The first few steps are loosely based on these instructions, except rather than download the NVIDIA driver, we shall download the CUDA toolkit since this includes an NVIDIA driver. First we need to make sure the kernel is updated

sudo yum install kernel-devel-`uname -r`
sudo reboot

Safest to do a quick reboot here. Assuming you are in your HOME directory, move into your packages folder.

cd packages/

And download the CUDA toolkit (version 7.5 at present)

wget http://developer.download.nvidia.com/compute/cuda/7.5/Prod/local_installers/cuda_7.5.18_linux.run
sudo /bin/bash cuda_7.5.18_linux.run

It will ask you to accept the license and then asks you a series of questions. I answer Yes to everything except installing the CUDA samples. Now add the following to the end of your ~/.bash_profile using a text editor

export PATH; PATH="/usr/local/cuda-7.5/bin:$PATH"
export LD_LIBRARY_PATH; LD_LIBRARY_PATH="/usr/local/cuda-7.5/lib64:$LD_LIBRARY_PATH"

Now we can build GROMACS against the CUDA toolkit. I’m assuming you’ve already downloaded a version of GROMACS and probably installed a non-CUDA version of GROMACS (so you’ll already have one build directory). Let’s make another build directory. You can call it what you want, but some kind of consistent naming can be helpful. The -j 4 flag assumes you have four cores to compile on – this will depend on the EC2 instance you have deployed. Obviously the more cores, the faster, but GROMACS only takes minutes, not hours.

mkdir build-gcc48-cuda75
cd build-gcc48-cuda75
cmake .. -DGMX_BUILD_OWN_FFTW=ON -DCMAKE_INSTALL_PREFIX=/usr/local/gromacs/5.0.7-cuda/  -DGMX_GPU=ON -DCUDA_TOOLKIT_ROOT_DIR=/usr/local/cuda
make -j 4
sudo make install

To load all the GROMACS tools into your $PATH, run this command and you are done!

source /usr/local/gromacs/5.0.7-cuda/bin/GMXRC

If you run this mdrun binary on a GPU instance it should automatically detect the GPU and run on it, assuming your MDP file options support this.

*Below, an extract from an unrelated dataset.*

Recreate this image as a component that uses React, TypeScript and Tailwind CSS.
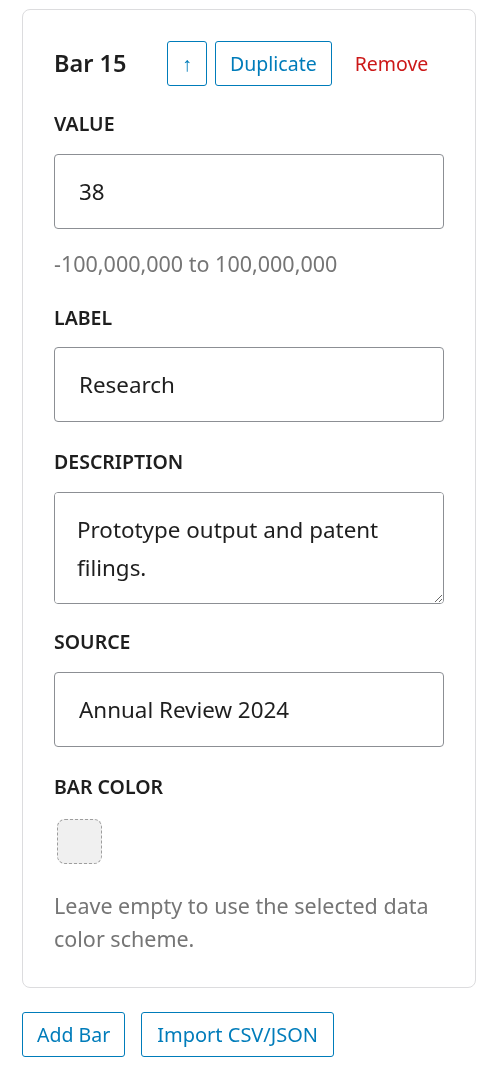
import { useState } from 'react';

const font = { fontFamily: '"Noto Sans", "Open Sans", sans-serif' };

const Label = ({ children, className = '' }: { children: string; className?: string }) => (
  <div className={`text-[19.5px] font-semibold uppercase leading-[24px] text-[#1e1e1e] ${className}`}>
    {children}
  </div>
);

export default function App() {
  const [value, setValue] = useState('38');
  const [label, setLabel] = useState('Research');
  const [description, setDescription] = useState('Prototype output and patent filings.');
  const [source, setSource] = useState('Annual Review 2024');

  const inputClass =
    'block w-full h-[75px] rounded-[4px] border border-[#8c8f94] bg-white px-[24px] text-[22.4px] text-[#1e1e1e] outline-none';

  return (
    <div className="pl-[22px] pt-[9px] text-[#1e1e1e]" style={font}>
      {/* Bar card */}
      <div className="w-[454px] rounded-[8px] border border-[#dcdcde] px-[31px] pt-[31px] pb-[32px]">
        <div className="flex h-[45px] items-center">
          <h3 className="w-[113px] text-[23.5px] font-semibold">Bar 15</h3>
          <button className="flex h-[45px] w-[40px] items-center justify-center rounded-[3px] border border-[#007cba] text-[20px] text-[#007cba]">
            ↑
          </button>
          <button className="ml-[8px] h-[45px] rounded-[3px] border border-[#007cba] px-[14px] text-[19.5px] text-[#007cba]">
            Duplicate
          </button>
          <button className="ml-[23px] text-[19.5px] text-[#cc1818]">Remove</button>
        </div>

        <Label className="mt-[26px] mb-[18px]">Value</Label>
        <input className={inputClass} value={value} onChange={(e) => setValue(e.target.value)} />
        <p className="mt-[21px] text-[21.5px] leading-[28px] text-[#757575]">-100,000,000 to 100,000,000</p>

        <Label className="mt-[28px] mb-[17px]">Label</Label>
        <input className={inputClass} value={label} onChange={(e) => setLabel(e.target.value)} />

        <Label className="mt-[28px] mb-[18px]">Description</Label>
        <textarea
          className="block h-[112px] w-full rounded-[4px] border border-[#8c8f94] bg-white px-[22px] py-[18px] text-[22.4px] leading-[38px] text-[#1e1e1e] outline-none"
          value={description}
          onChange={(e) => setDescription(e.target.value)}
        />

        <Label className="mt-[26px] mb-[18px]">Source</Label>
        <input className={inputClass} value={source} onChange={(e) => setSource(e.target.value)} />

        <Label className="mt-[28px] mb-[20px]">Bar Color</Label>
        <button className="ml-[3px] block h-[45px] w-[45px] rounded-[8px] border border-dashed border-[#9e9e9e] bg-[#f0f0f0]" />
        <p className="mt-[25px] text-[21.5px] leading-[33px] text-[#757575]">
          Leave empty to use the selected data color scheme.
        </p>
      </div>

      <div className="mt-[24px] flex gap-[16px]">
        <button className="h-[45px] rounded-[3px] border border-[#007cba] px-[14px] text-[19.5px] text-[#007cba]">
          Add Bar
        </button>
        <button className="h-[45px] rounded-[3px] border border-[#007cba] px-[15px] text-[20px] text-[#007cba]">
          Import CSV/JSON
        </button>
      </div>
    </div>
  );
}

If it does you will see this zip by in the log file as GROMACS starts up

1 GPU detected:
  #0: NVIDIA GRID K520, compute cap.: 3.0, ECC:  no, stat: compatible

1 GPU auto-selected for this run.
Mapping of GPU to the 1 PP rank in this node: #0

Will do PME sum in reciprocal space for electrostatic interactions.

Depending on the size and forcefield you are using you should get a speedup of at least a factor two, and realistically three, using a GPU in combination with the CPUs. For example, see these benchmarks.

GROMACS on AWS: compiling GCC

These are some quick instructions on how to build a more recent version of GCC than is provided by the devel-tools package on the Cent OS based Amazon Linux AMI. (currently GCC 4.8.3) You may, for example, wish to use a more recent version to compile GROMACS – that is my interest. If so, then these instructions assume you have done all the steps up to, but not including, compiling GROMACS in this post. Compiling GCC needs several GB of disk space so if you use the default 8GB for an EC2 AMI it will run out of disk space; increasing this to 12 GB is sufficient.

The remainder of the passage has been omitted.